The Missionary Journey

God could reveal Himself to the unreached without us, just as He worked alone when He created the universe. But Jesus enjoys inviting His people into the things He is doing. He chooses to save the nations through ordinary people!

Missions and the Local Church

The best missionaries abroad were great missionaries at home. Telling people about Jesus, teaching them the Bible, and discipling them into maturity are all practices that are exercised in the local church and later deployed abroad. Since the missionary’s journey grows out of engagement in a church, foreign missions happen when local churches train, send, and support their own to become missionaries.

If you or your church want to know more about missions, we recommend Perspectives. Perspectives is a 15-week course that teaches people about God’s story of redemption and the practical ways you can get involved in missions. The Perspectives course can be taken online or in-person.

Go to Perspectives

The Importance of Training

IMAGINE

  • Mastering two to three difficult foreign languages.
  • Doing that with no help from anyone who speaks your language.
  • Raising children in a high-risk environment.
  • Living in a culture that threatens women.
  • Translating the Bible into a language that does not have an alphabet.


These are some of the challenges today’s missionaries face. Imagine giving up your career, asking your family to make tremendous sacrifices, and then failing in the work you set out to do. 60 to 75 percent of missionaries return home within two years of going to the field because they are not properly trained.

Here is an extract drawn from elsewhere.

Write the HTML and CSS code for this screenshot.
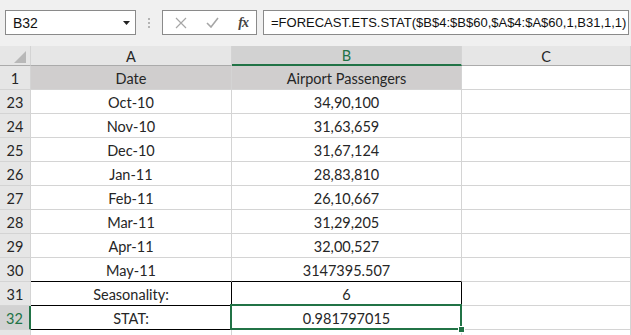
FILE: index.html
```html
<!DOCTYPE html>
<html lang="en">

<head>
    <meta charset="UTF-8">
    <title>Forecast ETS Stat</title>
    <link rel="stylesheet" href="styles.css">
</head>

<body>
    <header class="toolbar">
        <div class="namebox">
            <span>B32</span>
            <svg class="arrow" width="7" height="4" viewBox="0 0 7 4"><path d="M0 0h7L3.5 4z" fill="#222"/></svg>
        </div>
        <div class="dots"><i></i><i></i><i></i></div>
        <div class="buttons">
            <svg width="12" height="12" viewBox="0 0 12 12"><path d="M1 1l10 10M11 1L1 11" stroke="#a6a6a6" stroke-width="1.2"/></svg>
            <svg width="13" height="11" viewBox="0 0 13 11"><path d="M1 6l4 4 7-9" stroke="#a6a6a6" stroke-width="1.6" fill="none"/></svg>
            <span class="fx">fx</span>
        </div>
        <div class="formula">=FORECAST.ETS.STAT($B$4:$B$60,$A$4:$A$60,1,B31,1,1)</div>
    </header>

    <section class="sheet">
        <div class="corner"><span></span></div>
        <div class="colhead">A</div>
        <div class="colhead sel">B</div>
        <div class="colhead">C</div>

        <div class="rowhead">1</div>
        <div class="cell title">Date</div>
        <div class="cell title">Airport Passengers</div>
        <div class="cell"></div>

        <div class="rowhead">23</div><div class="cell">Oct-10</div><div class="cell">34,90,100</div><div class="cell"></div>
        <div class="rowhead">24</div><div class="cell">Nov-10</div><div class="cell">31,63,659</div><div class="cell"></div>
        <div class="rowhead">25</div><div class="cell">Dec-10</div><div class="cell">31,67,124</div><div class="cell"></div>
        <div class="rowhead">26</div><div class="cell">Jan-11</div><div class="cell">28,83,810</div><div class="cell"></div>
        <div class="rowhead">27</div><div class="cell">Feb-11</div><div class="cell">26,10,667</div><div class="cell"></div>
        <div class="rowhead">28</div><div class="cell">Mar-11</div><div class="cell">31,29,205</div><div class="cell"></div>
        <div class="rowhead">29</div><div class="cell">Apr-11</div><div class="cell">32,00,527</div><div class="cell"></div>
        <div class="rowhead">30</div><div class="cell edge-b">May-11</div><div class="cell edge-b">3147395.507</div><div class="cell"></div>
        <div class="rowhead">31</div><div class="cell edge-b edge-r">Seasonality:</div><div class="cell edge-b edge-r">6</div><div class="cell"></div>
        <div class="rowhead sel">32</div><div class="cell edge-b">STAT:</div><div class="cell active">0.981797015<span class="handle"></span></div><div class="cell"></div>
        <div class="rowhead"></div><div class="cell"></div><div class="cell"></div><div class="cell"></div>
    </section>
</body>

</html>
```

FILE: styles.css
```css
body {
    margin: 0;
    width: 631px;
    height: 335px;
    overflow: hidden;
    background: white;
    font-family: "Lato", "Liberation Sans", sans-serif;
}

.toolbar {
    height: 46px;
    background-color: #f0f0f0;
    display: flex;
    align-items: flex-start;
    padding: 10px 0 0 5px;
    box-sizing: border-box;
}

.namebox {
    width: 131px;
    height: 25px;
    box-sizing: border-box;
    border: 1px solid #8a8a8a;
    background: white;
    display: flex;
    align-items: center;
    justify-content: space-between;
    padding: 0 5px 0 7px;
    font-family: "Liberation Sans", sans-serif;
    font-size: 14px;
    color: #111;
}

.arrow {
    margin-top: 1px;
}

.dots {
    width: 26px;
    height: 25px;
    display: flex;
    flex-direction: column;
    align-items: center;
    justify-content: center;
    gap: 2px;
}

.dots i {
    width: 2px;
    height: 2px;
    background: #b4b4b4;
}

.buttons {
    width: 95px;
    height: 25px;
    box-sizing: border-box;
    border: 1px solid #8a8a8a;
    background: white;
    display: flex;
    align-items: center;
    justify-content: space-between;
    padding: 0 8px 0 12px;
}

.fx {
    font-family: "Liberation Serif", serif;
    font-style: italic;
    font-weight: bold;
    font-size: 14px;
    color: #444;
    letter-spacing: -1px;
}

.formula {
    margin-left: 6px;
    width: 366px;
    height: 25px;
    box-sizing: border-box;
    border: 1px solid #8a8a8a;
    background: white;
    padding: 0 0 0 7px;
    font-family: "Liberation Sans", sans-serif;
    font-size: 13px;
    line-height: 23px;
    color: #111;
    white-space: nowrap;
    overflow: hidden;
}

.sheet {
    display: grid;
    grid-template-columns: 31px 201px 230px 1fr;
    grid-template-rows: 20px;
    grid-auto-rows: 24px;
    font-size: 14.5px;
    color: #262626;
}

.sheet > div {
    box-sizing: border-box;
    border-right: 1px solid #d4d4d4;
    border-bottom: 1px solid #d4d4d4;
    display: flex;
    align-items: center;
    justify-content: center;
}

.corner {
    background: #e6e6e6;
    position: relative;
    border-bottom-color: #ababab !important;
}

.corner span {
    position: absolute;
    right: 4px;
    bottom: 2px;
    width: 0;
    height: 0;
    border-left: 12px solid transparent;
    border-bottom: 12px solid #b8b8b8;
}

.colhead {
    background: #e6e6e6;
    border-bottom-color: #ababab !important;
    padding-top: 1px;
}

.colhead.sel {
    background: #d2d2d2;
    color: #217346;
    border-bottom: 2px solid #217346 !important;
}

.rowhead {
    background: #e6e6e6;
    padding-top: 2px;
}

.rowhead.sel {
    background: #d2d2d2;
    color: #217346;
    border-right: 2px solid #217346 !important;
}

.cell {
    padding-top: 2px;
}

.title {
    background: #d0cece;
}

.edge-b {
    border-bottom-color: #000 !important;
}

.edge-r {
    border-right-color: #000 !important;
}

.active {
    position: relative;
}

.active::after {
    content: "";
    position: absolute;
    left: -2px;
    top: -2px;
    right: -1px;
    bottom: -1px;
    border: 2px solid #217346;
}

.handle {
    position: absolute;
    right: -4px;
    bottom: -4px;
    width: 5px;
    height: 5px;
    background: #217346;
    border: 1px solid white;
    z-index: 2;
}
```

We at the Praise Project are devoted to empowering future missionaries to stay until the churches they plant no longer need them. We recommend Radius International for equipping people to become missionaries. Radius is a 10-month, pre-field missionary training program that operates out of Tijuana, Mexico. Not only does Radius equip students to effectively plant churches among the unreached by first mastering the local language and culture, the school does so in an environment that simulates as closely as possible what life on the field is like. You can learn more about the Radius training regimen here.

Go to Radius International

The Long Beginning

Before planting a church, missionaries spend years mastering local languages and building a local business.

Fluency in local languages is a must: missionaries teach and guard the truth by speaking into the deepest parts of people’s hearts. That work cannot be done through a translator, or by someone with an elementary knowledge of local languages and culture. If missionaries do their job poorly, they may simply add Jesus to a pantheon of existing gods.

In most unreached areas, missionaries are only granted a visa if they create a local business. Starting a business can take years of full-time work, especially in a foreign language and culture.

Missions sending agencies help missionaries overcome both of these obstacles, in addition to providing other kinds of technical and logistical support. We recommend Global Serve International as a sending agency partner. GSI is focused on going to people who have no access to the gospel and communicating to them in their language. They operate in the most challenging environments, and they do it without cutting corners.

Go to Global Serve International

The Fruitful Season

IMAGINE LEARNING THAT...

  • God created the earth to be good
  • Hopelessness and death are the consequences of inescapable sin
  • There is a God who keeps His promises and loves His people
  • God loves us so much he sent His only Son to die so that we could be saved from our sin
  • God's children will have eternal life with God


How wonderful is the privilege of speaking truth and life to a people who have no concept of Jesus!

Church planters spend years mentoring new believers into maturity. They teach them how to live, guard, and proclaim the truth. They appoint elders, translate the Bible, and sometimes they even create a written language so natives can read the Bible. Their work is long and arduous, but when missionaries go home, they should leave behind a local church that is healthy, independent, and growing.

Conclusion

When Jesus first called people to follow Him, He promised that He would make them fishers of men. Then, when Jesus left earth, He commanded his followers to go to all nations and make disciples. Planting churches among the unreached is extremely difficult work, but it is the work Jesus called us to do. And it is work he promises will succeed:
In heaven there will be “a great multitude that no one can number, from every nation, from all tribes and peoples and languages, standing before the throne and before the Lamb, clothed in white robes, with palm branches in their hands, and crying out with a loud voice, ‘Salvation belongs to our God who sits on the throne, and to the Lamb!’” (Revelation 7:9-10)

God is worthy! He is worthy to be adored and honored in every language and land.